▶ **PROBLEM TO WORK ON**
Take every line from the first down to the line with "const dragged = phones[1]" and set it down exactly, without the pictures.

━━━ INFORMATION SHOWN ━━━

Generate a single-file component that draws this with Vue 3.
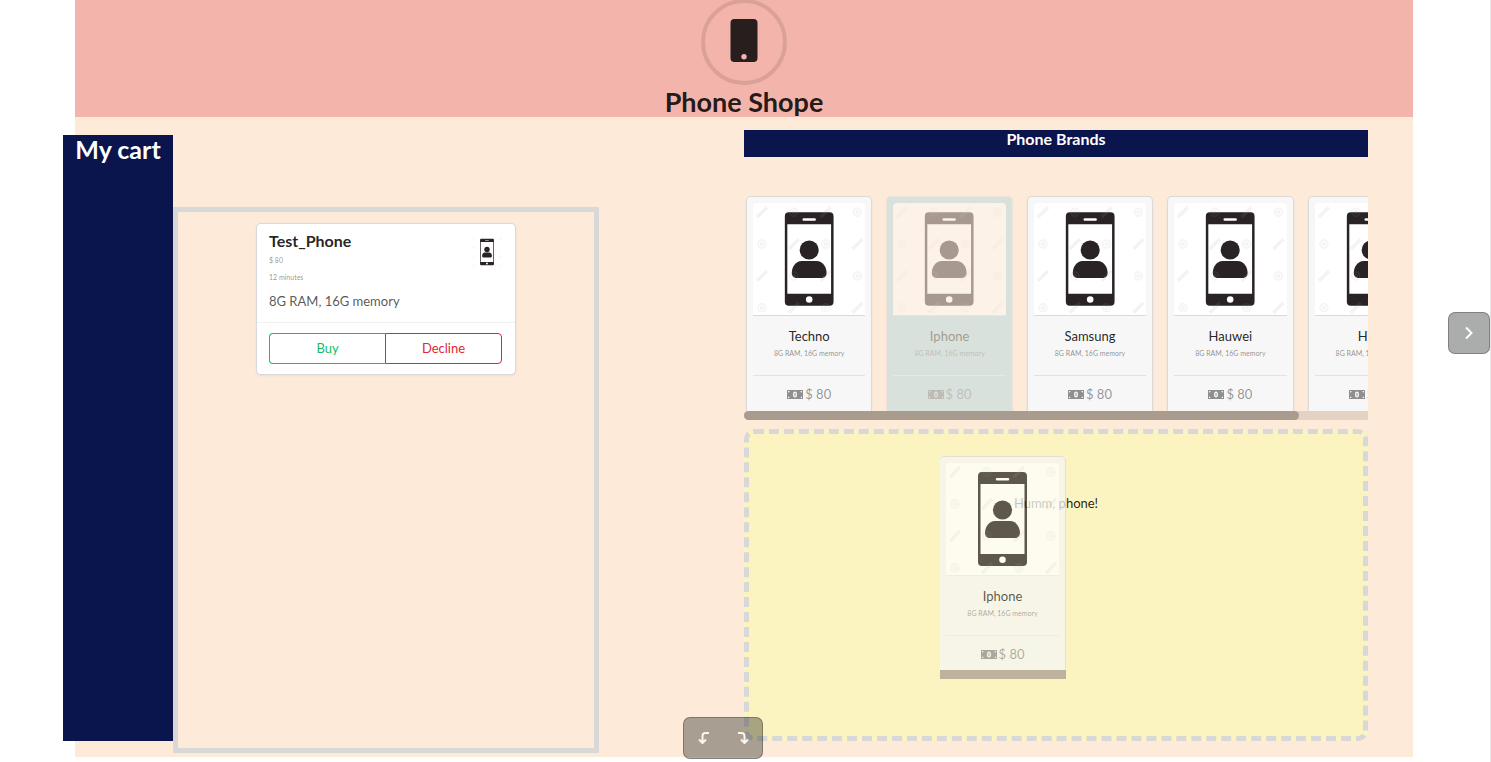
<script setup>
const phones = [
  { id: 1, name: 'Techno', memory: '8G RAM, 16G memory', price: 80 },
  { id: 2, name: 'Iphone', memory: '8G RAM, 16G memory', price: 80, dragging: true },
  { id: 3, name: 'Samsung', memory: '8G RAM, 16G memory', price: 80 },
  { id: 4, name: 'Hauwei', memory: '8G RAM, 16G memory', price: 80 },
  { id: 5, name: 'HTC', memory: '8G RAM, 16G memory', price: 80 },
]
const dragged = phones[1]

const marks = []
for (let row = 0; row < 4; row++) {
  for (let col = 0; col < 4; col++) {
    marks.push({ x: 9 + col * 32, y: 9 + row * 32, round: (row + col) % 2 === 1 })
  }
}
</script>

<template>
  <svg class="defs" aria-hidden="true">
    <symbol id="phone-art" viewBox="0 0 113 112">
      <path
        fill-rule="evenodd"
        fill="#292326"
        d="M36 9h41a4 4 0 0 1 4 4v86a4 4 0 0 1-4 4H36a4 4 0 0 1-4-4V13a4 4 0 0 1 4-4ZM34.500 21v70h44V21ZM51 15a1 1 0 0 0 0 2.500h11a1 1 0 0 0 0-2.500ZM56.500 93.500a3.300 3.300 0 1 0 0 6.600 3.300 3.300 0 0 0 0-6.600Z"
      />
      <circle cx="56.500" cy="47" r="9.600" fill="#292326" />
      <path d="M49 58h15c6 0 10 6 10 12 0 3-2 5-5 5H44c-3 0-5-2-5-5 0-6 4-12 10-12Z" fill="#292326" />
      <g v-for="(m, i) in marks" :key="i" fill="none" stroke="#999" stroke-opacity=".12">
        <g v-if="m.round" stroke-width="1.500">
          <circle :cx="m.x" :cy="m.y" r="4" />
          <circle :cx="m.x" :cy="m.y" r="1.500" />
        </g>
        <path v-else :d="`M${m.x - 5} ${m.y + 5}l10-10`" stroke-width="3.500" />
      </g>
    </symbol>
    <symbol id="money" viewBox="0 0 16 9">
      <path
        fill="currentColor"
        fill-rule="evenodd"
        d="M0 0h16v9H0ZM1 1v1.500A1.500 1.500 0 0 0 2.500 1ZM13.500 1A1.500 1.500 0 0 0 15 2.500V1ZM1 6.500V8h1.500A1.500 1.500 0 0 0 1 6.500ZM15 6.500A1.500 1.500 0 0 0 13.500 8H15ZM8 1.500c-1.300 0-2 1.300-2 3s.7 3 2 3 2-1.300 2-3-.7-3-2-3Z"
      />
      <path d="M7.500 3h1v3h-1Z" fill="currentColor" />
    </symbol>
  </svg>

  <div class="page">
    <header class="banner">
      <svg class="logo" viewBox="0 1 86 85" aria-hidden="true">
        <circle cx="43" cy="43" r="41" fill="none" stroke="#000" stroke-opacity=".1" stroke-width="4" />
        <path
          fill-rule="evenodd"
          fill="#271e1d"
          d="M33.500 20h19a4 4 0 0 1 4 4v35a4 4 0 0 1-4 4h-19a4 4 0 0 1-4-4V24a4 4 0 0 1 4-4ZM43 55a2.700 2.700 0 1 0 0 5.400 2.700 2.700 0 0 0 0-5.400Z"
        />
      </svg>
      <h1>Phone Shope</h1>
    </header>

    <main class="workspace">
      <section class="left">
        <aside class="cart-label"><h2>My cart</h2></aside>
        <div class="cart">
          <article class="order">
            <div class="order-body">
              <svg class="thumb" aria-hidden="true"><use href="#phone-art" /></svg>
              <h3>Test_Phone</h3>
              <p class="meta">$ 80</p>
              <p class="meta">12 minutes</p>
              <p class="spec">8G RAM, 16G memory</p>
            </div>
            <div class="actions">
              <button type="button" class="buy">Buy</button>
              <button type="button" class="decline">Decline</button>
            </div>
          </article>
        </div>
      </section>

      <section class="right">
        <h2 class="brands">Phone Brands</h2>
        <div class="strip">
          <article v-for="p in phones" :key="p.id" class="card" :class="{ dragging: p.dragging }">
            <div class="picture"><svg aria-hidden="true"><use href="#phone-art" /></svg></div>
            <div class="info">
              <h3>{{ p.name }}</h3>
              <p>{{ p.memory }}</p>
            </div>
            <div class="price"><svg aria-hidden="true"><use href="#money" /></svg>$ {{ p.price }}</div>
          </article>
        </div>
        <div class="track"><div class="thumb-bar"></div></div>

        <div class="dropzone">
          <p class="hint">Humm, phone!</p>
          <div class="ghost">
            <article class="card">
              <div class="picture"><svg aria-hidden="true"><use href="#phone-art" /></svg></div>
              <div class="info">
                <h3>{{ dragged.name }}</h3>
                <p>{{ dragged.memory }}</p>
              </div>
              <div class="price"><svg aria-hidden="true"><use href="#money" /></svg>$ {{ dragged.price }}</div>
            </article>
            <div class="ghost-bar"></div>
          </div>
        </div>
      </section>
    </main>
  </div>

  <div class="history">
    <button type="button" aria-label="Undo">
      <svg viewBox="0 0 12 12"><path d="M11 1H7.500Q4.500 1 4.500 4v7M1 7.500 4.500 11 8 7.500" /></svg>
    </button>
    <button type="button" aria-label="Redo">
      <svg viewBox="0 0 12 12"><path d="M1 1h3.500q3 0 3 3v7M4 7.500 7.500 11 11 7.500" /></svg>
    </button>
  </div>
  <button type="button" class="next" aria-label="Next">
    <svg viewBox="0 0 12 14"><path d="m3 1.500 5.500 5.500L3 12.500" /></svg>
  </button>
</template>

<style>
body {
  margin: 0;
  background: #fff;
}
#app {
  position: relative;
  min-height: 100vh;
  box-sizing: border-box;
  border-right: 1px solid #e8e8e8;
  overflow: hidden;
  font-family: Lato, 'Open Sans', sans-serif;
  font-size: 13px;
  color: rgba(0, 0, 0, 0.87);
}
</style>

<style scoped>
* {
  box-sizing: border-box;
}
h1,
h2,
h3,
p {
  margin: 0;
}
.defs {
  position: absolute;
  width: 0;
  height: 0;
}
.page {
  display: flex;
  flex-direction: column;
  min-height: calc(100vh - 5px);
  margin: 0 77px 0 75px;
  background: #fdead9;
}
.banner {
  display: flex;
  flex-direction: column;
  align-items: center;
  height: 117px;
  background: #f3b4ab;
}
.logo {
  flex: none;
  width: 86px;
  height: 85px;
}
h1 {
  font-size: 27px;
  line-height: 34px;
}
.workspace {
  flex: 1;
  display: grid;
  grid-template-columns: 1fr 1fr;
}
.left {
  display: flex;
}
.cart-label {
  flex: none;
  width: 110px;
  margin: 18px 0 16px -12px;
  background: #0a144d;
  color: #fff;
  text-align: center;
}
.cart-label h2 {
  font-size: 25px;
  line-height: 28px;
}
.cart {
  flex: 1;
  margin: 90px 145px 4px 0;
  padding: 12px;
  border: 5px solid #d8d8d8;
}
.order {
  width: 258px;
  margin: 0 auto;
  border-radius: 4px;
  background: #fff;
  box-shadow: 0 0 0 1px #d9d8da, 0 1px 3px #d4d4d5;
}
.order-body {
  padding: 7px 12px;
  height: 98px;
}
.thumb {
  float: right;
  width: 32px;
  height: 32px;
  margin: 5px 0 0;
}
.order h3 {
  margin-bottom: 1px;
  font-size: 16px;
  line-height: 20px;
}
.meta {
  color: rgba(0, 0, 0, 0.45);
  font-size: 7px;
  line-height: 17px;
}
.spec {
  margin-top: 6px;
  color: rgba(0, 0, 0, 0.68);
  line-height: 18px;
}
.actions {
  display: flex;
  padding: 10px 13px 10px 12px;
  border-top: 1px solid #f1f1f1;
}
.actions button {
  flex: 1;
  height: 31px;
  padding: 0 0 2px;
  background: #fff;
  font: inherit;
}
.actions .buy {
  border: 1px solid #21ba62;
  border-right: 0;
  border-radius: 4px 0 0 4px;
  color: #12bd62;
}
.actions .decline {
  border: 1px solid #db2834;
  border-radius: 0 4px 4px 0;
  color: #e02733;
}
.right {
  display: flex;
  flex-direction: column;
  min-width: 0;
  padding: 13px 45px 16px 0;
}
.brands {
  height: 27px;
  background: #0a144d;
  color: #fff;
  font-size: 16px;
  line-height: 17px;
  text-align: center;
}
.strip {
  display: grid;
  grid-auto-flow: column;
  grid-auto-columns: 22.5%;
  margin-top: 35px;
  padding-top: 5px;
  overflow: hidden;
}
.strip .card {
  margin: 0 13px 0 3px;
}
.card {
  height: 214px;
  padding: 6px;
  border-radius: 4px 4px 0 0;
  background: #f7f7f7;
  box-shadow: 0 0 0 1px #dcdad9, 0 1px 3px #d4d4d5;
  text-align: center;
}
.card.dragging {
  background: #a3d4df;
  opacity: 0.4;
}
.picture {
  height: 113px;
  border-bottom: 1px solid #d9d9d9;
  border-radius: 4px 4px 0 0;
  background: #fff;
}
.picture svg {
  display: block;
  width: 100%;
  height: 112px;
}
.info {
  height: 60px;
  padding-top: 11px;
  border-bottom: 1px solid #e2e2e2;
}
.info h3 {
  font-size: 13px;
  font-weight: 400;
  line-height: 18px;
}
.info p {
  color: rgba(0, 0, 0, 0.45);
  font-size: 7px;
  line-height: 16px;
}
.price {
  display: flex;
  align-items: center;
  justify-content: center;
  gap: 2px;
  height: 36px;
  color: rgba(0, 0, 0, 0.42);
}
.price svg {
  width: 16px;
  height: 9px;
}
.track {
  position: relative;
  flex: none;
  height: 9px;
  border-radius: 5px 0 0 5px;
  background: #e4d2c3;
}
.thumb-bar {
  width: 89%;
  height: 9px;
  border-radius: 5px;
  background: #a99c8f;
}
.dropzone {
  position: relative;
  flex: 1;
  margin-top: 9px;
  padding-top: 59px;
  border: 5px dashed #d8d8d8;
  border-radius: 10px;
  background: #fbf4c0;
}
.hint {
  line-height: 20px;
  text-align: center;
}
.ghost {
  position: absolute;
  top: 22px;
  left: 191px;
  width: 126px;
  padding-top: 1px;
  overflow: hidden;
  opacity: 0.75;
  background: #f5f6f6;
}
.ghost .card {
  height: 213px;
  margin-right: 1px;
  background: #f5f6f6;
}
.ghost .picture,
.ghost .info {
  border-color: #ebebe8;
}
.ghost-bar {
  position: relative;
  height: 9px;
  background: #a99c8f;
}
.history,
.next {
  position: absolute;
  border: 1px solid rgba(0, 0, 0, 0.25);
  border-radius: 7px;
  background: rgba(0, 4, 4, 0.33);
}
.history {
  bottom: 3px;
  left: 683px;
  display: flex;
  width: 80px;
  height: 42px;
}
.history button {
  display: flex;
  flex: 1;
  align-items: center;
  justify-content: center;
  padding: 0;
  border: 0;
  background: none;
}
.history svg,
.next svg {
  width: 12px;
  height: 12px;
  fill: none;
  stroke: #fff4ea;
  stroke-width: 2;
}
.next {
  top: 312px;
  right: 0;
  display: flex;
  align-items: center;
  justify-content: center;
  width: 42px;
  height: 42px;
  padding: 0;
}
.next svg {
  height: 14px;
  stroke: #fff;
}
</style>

━━━

▶ **FINAL ANSWER**
Generate a single-file component that draws this with Vue 3.
<script setup>
const phones = [
  { id: 1, name: 'Techno', memory: '8G RAM, 16G memory', price: 80 },
  { id: 2, name: 'Iphone', memory: '8G RAM, 16G memory', price: 80, dragging: true },
  { id: 3, name: 'Samsung', memory: '8G RAM, 16G memory', price: 80 },
  { id: 4, name: 'Hauwei', memory: '8G RAM, 16G memory', price: 80 },
  { id: 5, name: 'HTC', memory: '8G RAM, 16G memory', price: 80 },
]
const dragged = phones[1]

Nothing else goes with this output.